Orans Abbey built in the11th century has been rebuilt over time and was
completely restored in the 20th century. The oldest part is that of the
restored is St Oran's Chapel, to the south of the abbey on the right,
which is plain and unadorned save for its splendid 11th-century Norman
doorway. It is said that Columba was prevented from completing the
building of the original chapel until a living person had been buried in
the foundations. His friend Oran volunteered and was duly buried. Columba
later asked for the face to be uncovered so that he could bid a final
farewell to his friend, but Oran was found to be alive and claimed he had
seen Heaven and Hell, describing them in such blasphemous terms that
Columba ordered he be covered up immediately!
Surrounding the chapel is the Reilig Odhrain, the sacred burial ground,
which is said to contain the graves of 48 Scottish kings, including
Macbeth's victim, Duncan, as well as four Irish and eight Norwegian kings.

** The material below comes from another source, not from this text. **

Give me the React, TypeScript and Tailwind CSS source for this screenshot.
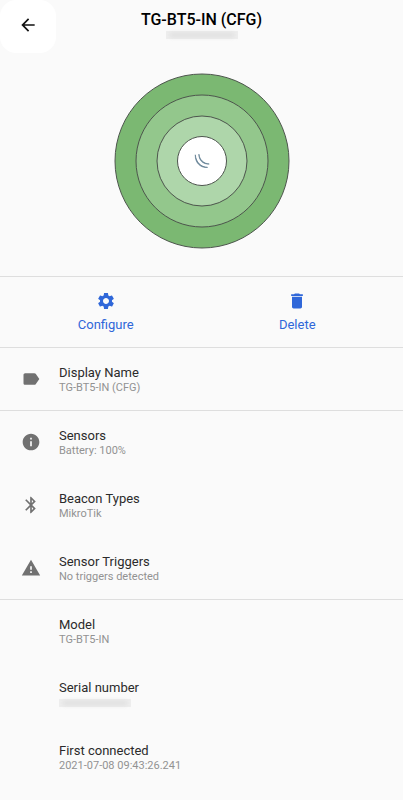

The stones you see today are not the graves of kings but of various
important people from around the West Highlands and Islands. The most
recent is that of John Smith, leader of the British Labour Party from 1992
until his untimely death in 1994.
Beside the Road of the Dead, which leads from the abbey church to St
Oran's Chapel, stands the eighth-century St Martin's Cross. This is the
finest of Iona's Celtic high crosses and is remarkably complete, with the
Pictish serpent-and-boss decoration on one side and holy figures on the
other. Standing in front of the abbey entrance is a replica of St John's
Cross, the other great eighth-century monument. The restored original is
in the Infirmary Museum, at the rear of the abbey, along with a fine
collection of medieval gravestones.
No part of St Columba's original buildings survives, but to the left of
the main entrance is St Columba's Shrine, the small, steep-roofed chamber
which almost certainly marks the site of the saint's tomb. You get a good
view of the whole complex from the top of the small grassy knoll opposite
the abbey entrance. This is Torr an Aba, where Columba's cell is said to
have been. The Abbey itself has been carefully restored to its original
beautiful simplicity and inside, in a side chapel, are marble effigies of
the eighth Duke of Argyll and his third wife, Duchess Ina.